Data section:
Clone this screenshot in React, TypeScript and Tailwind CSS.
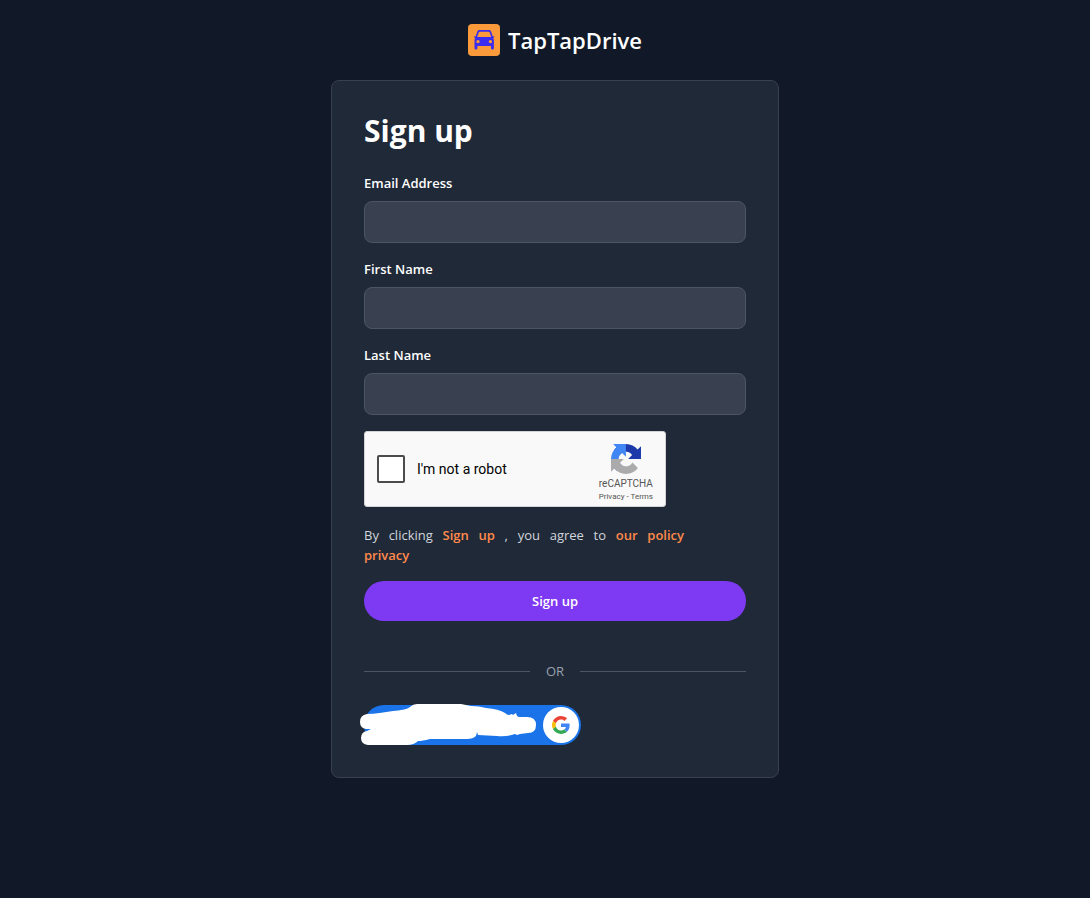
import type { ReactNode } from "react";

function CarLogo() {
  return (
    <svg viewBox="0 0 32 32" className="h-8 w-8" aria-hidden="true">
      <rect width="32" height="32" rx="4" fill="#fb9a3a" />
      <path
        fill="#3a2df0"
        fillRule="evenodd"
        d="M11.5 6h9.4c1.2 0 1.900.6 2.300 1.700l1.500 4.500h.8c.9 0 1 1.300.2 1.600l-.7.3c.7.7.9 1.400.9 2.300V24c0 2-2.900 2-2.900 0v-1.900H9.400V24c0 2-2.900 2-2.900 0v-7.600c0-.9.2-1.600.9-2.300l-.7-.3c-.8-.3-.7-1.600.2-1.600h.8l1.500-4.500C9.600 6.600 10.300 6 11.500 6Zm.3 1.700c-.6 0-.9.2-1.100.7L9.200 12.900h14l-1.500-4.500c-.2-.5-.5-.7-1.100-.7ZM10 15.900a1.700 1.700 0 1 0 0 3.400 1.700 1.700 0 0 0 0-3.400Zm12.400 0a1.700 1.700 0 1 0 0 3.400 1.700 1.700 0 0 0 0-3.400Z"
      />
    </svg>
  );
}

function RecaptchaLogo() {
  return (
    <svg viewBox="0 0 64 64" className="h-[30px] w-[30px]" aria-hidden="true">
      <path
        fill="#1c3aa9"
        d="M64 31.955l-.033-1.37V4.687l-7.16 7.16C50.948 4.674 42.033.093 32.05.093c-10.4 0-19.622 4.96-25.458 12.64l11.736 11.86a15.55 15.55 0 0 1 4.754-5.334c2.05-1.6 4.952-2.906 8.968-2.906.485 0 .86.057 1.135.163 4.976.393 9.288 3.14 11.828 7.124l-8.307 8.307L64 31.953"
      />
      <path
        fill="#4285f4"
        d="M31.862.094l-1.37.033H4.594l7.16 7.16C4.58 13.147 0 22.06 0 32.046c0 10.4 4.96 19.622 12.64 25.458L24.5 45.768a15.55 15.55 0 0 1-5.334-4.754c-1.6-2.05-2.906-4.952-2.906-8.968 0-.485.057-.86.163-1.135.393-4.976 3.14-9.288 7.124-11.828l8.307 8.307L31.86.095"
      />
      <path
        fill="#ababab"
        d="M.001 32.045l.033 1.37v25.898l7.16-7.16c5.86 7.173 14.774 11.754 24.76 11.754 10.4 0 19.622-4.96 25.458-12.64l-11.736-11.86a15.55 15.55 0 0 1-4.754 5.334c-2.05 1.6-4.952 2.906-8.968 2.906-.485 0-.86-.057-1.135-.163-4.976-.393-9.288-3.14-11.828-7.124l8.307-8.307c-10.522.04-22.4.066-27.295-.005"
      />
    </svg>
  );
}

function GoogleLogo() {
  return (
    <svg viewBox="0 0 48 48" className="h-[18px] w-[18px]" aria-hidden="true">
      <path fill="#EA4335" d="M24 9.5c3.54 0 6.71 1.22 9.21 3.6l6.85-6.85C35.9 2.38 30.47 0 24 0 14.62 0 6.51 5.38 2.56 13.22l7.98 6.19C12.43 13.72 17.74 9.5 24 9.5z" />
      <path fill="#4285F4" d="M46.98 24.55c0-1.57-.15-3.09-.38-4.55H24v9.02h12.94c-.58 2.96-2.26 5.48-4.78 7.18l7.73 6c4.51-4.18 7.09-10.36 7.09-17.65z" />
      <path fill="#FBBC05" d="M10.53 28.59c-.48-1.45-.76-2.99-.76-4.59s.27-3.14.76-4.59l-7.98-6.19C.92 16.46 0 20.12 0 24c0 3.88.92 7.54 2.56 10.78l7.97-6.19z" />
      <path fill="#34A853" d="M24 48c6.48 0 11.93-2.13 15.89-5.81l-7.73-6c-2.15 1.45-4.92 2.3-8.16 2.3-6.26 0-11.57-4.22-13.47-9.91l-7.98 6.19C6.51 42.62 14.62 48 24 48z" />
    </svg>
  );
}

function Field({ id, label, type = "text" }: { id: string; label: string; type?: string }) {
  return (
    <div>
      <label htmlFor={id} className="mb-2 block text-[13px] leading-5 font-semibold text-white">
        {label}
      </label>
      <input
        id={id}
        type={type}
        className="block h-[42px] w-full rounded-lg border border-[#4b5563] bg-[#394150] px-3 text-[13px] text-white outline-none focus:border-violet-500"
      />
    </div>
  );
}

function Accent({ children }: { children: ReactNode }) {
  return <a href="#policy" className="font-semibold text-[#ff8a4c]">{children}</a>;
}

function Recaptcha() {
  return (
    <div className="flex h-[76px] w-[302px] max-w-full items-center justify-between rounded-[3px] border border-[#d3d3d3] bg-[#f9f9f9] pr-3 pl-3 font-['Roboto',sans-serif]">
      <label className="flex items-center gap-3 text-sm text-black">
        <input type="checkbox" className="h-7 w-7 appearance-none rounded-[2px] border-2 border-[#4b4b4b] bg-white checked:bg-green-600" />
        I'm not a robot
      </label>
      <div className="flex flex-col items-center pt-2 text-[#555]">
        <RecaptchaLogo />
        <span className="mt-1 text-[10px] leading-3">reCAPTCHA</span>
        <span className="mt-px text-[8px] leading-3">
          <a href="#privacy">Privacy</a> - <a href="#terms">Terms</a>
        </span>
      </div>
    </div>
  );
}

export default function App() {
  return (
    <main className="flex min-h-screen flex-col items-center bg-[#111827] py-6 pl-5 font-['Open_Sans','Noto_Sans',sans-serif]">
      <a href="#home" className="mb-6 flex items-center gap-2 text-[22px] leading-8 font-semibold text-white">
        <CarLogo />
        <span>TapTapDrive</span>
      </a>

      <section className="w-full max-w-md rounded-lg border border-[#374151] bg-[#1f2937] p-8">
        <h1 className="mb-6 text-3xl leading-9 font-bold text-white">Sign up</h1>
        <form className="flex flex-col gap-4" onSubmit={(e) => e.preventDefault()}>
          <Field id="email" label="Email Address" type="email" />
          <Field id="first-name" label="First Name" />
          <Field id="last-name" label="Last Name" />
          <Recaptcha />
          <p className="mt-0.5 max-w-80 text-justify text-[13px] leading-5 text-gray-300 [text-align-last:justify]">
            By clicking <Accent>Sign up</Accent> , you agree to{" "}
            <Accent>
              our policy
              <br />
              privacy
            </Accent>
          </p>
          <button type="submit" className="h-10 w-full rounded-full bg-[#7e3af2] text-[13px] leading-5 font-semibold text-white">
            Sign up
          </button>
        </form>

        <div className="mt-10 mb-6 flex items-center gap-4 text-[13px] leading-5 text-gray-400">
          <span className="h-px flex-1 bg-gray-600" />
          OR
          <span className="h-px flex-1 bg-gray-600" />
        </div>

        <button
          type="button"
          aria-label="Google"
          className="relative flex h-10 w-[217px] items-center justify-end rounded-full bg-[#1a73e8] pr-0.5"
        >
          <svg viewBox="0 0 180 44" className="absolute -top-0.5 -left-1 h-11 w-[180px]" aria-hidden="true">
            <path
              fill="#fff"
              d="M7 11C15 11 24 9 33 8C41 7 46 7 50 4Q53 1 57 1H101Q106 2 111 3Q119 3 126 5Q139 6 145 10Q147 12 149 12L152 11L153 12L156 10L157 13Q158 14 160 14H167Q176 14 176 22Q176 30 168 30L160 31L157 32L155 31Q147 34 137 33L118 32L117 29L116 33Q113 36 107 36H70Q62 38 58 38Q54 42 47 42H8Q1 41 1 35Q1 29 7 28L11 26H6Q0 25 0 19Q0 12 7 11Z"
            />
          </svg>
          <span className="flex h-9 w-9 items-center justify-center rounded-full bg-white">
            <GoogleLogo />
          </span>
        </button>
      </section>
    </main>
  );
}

Exercise instructions:
Output each line exactly; omit every picture.

The result:
Clone this screenshot in React, TypeScript and Tailwind CSS.
import type { ReactNode } from "react";

function CarLogo() {
  return (
    <svg viewBox="0 0 32 32" className="h-8 w-8" aria-hidden="true">
      <rect width="32" height="32" rx="4" fill="#fb9a3a" />
      <path
        fill="#3a2df0"
        fillRule="evenodd"
        d="M11.5 6h9.4c1.2 0 1.900.6 2.300 1.700l1.500 4.500h.8c.9 0 1 1.300.2 1.600l-.7.3c.7.7.9 1.400.9 2.300V24c0 2-2.900 2-2.900 0v-1.900H9.400V24c0 2-2.900 2-2.900 0v-7.600c0-.9.2-1.600.9-2.300l-.7-.3c-.8-.3-.7-1.600.2-1.600h.8l1.500-4.500C9.600 6.600 10.300 6 11.500 6Zm.3 1.700c-.6 0-.9.2-1.100.7L9.200 12.900h14l-1.500-4.500c-.2-.5-.5-.7-1.100-.7ZM10 15.900a1.700 1.700 0 1 0 0 3.400 1.700 1.700 0 0 0 0-3.400Zm12.400 0a1.700 1.700 0 1 0 0 3.400 1.700 1.700 0 0 0 0-3.400Z"
      />
    </svg>
  );
}

function RecaptchaLogo() {
  return (
    <svg viewBox="0 0 64 64" className="h-[30px] w-[30px]" aria-hidden="true">
      <path
        fill="#1c3aa9"
        d="M64 31.955l-.033-1.37V4.687l-7.16 7.16C50.948 4.674 42.033.093 32.05.093c-10.4 0-19.622 4.96-25.458 12.64l11.736 11.86a15.55 15.55 0 0 1 4.754-5.334c2.05-1.6 4.952-2.906 8.968-2.906.485 0 .86.057 1.135.163 4.976.393 9.288 3.14 11.828 7.124l-8.307 8.307L64 31.953"
      />
      <path
        fill="#4285f4"
        d="M31.862.094l-1.37.033H4.594l7.16 7.16C4.58 13.147 0 22.06 0 32.046c0 10.4 4.96 19.622 12.64 25.458L24.5 45.768a15.55 15.55 0 0 1-5.334-4.754c-1.6-2.05-2.906-4.952-2.906-8.968 0-.485.057-.86.163-1.135.393-4.976 3.14-9.288 7.124-11.828l8.307 8.307L31.86.095"
      />
      <path
        fill="#ababab"
        d="M.001 32.045l.033 1.37v25.898l7.16-7.16c5.86 7.173 14.774 11.754 24.76 11.754 10.4 0 19.622-4.96 25.458-12.64l-11.736-11.86a15.55 15.55 0 0 1-4.754 5.334c-2.05 1.6-4.952 2.906-8.968 2.906-.485 0-.86-.057-1.135-.163-4.976-.393-9.288-3.14-11.828-7.124l8.307-8.307c-10.522.04-22.4.066-27.295-.005"
      />
    </svg>
  );
}

function GoogleLogo() {
  return (
    <svg viewBox="0 0 48 48" className="h-[18px] w-[18px]" aria-hidden="true">
      <path fill="#EA4335" d="M24 9.5c3.54 0 6.71 1.22 9.21 3.6l6.85-6.85C35.9 2.38 30.47 0 24 0 14.62 0 6.51 5.38 2.56 13.22l7.98 6.19C12.43 13.72 17.74 9.5 24 9.5z" />
      <path fill="#4285F4" d="M46.98 24.55c0-1.57-.15-3.09-.38-4.55H24v9.02h12.94c-.58 2.96-2.26 5.48-4.78 7.18l7.73 6c4.51-4.18 7.09-10.36 7.09-17.65z" />
      <path fill="#FBBC05" d="M10.53 28.59c-.48-1.45-.76-2.99-.76-4.59s.27-3.14.76-4.59l-7.98-6.19C.92 16.46 0 20.12 0 24c0 3.88.92 7.54 2.56 10.78l7.97-6.19z" />
      <path fill="#34A853" d="M24 48c6.48 0 11.93-2.13 15.89-5.81l-7.73-6c-2.15 1.45-4.92 2.3-8.16 2.3-6.26 0-11.57-4.22-13.47-9.91l-7.98 6.19C6.51 42.62 14.62 48 24 48z" />
    </svg>
  );
}

function Field({ id, label, type = "text" }: { id: string; label: string; type?: string }) {
  return (
    <div>
      <label htmlFor={id} className="mb-2 block text-[13px] leading-5 font-semibold text-white">
        {label}
      </label>
      <input
        id={id}
        type={type}
        className="block h-[42px] w-full rounded-lg border border-[#4b5563] bg-[#394150] px-3 text-[13px] text-white outline-none focus:border-violet-500"
      />
    </div>
  );
}

function Accent({ children }: { children: ReactNode }) {
  return <a href="#policy" className="font-semibold text-[#ff8a4c]">{children}</a>;
}

function Recaptcha() {
  return (
    <div className="flex h-[76px] w-[302px] max-w-full items-center justify-between rounded-[3px] border border-[#d3d3d3] bg-[#f9f9f9] pr-3 pl-3 font-['Roboto',sans-serif]">
      <label className="flex items-center gap-3 text-sm text-black">
        <input type="checkbox" className="h-7 w-7 appearance-none rounded-[2px] border-2 border-[#4b4b4b] bg-white checked:bg-green-600" />
        I'm not a robot
      </label>
      <div className="flex flex-col items-center pt-2 text-[#555]">
        <RecaptchaLogo />
        <span className="mt-1 text-[10px] leading-3">reCAPTCHA</span>
        <span className="mt-px text-[8px] leading-3">
          <a href="#privacy">Privacy</a> - <a href="#terms">Terms</a>
        </span>
      </div>
    </div>
  );
}

export default function App() {
  return (
    <main className="flex min-h-screen flex-col items-center bg-[#111827] py-6 pl-5 font-['Open_Sans','Noto_Sans',sans-serif]">
      <a href="#home" className="mb-6 flex items-center gap-2 text-[22px] leading-8 font-semibold text-white">
        <CarLogo />
        <span>TapTapDrive</span>
      </a>

      <section className="w-full max-w-md rounded-lg border border-[#374151] bg-[#1f2937] p-8">
        <h1 className="mb-6 text-3xl leading-9 font-bold text-white">Sign up</h1>
        <form className="flex flex-col gap-4" onSubmit={(e) => e.preventDefault()}>
          <Field id="email" label="Email Address" type="email" />
          <Field id="first-name" label="First Name" />
          <Field id="last-name" label="Last Name" />
          <Recaptcha />
          <p className="mt-0.5 max-w-80 text-justify text-[13px] leading-5 text-gray-300 [text-align-last:justify]">
            By clicking <Accent>Sign up</Accent> , you agree to{" "}
            <Accent>
              our policy
              <br />
              privacy
            </Accent>
          </p>
          <button type="submit" className="h-10 w-full rounded-full bg-[#7e3af2] text-[13px] leading-5 font-semibold text-white">
            Sign up
          </button>
        </form>

        <div className="mt-10 mb-6 flex items-center gap-4 text-[13px] leading-5 text-gray-400">
          <span className="h-px flex-1 bg-gray-600" />
          OR
          <span className="h-px flex-1 bg-gray-600" />
        </div>

        <button
          type="button"
          aria-label="Google"
          className="relative flex h-10 w-[217px] items-center justify-end rounded-full bg-[#1a73e8] pr-0.5"
        >
          <svg viewBox="0 0 180 44" className="absolute -top-0.5 -left-1 h-11 w-[180px]" aria-hidden="true">
            <path
              fill="#fff"
              d="M7 11C15 11 24 9 33 8C41 7 46 7 50 4Q53 1 57 1H101Q106 2 111 3Q119 3 126 5Q139 6 145 10Q147 12 149 12L152 11L153 12L156 10L157 13Q158 14 160 14H167Q176 14 176 22Q176 30 168 30L160 31L157 32L155 31Q147 34 137 33L118 32L117 29L116 33Q113 36 107 36H70Q62 38 58 38Q54 42 47 42H8Q1 41 1 35Q1 29 7 28L11 26H6Q0 25 0 19Q0 12 7 11Z"
            />
          </svg>
          <span className="flex h-9 w-9 items-center justify-center rounded-full bg-white">
            <GoogleLogo />
          </span>
        </button>
      </section>
    </main>
  );
}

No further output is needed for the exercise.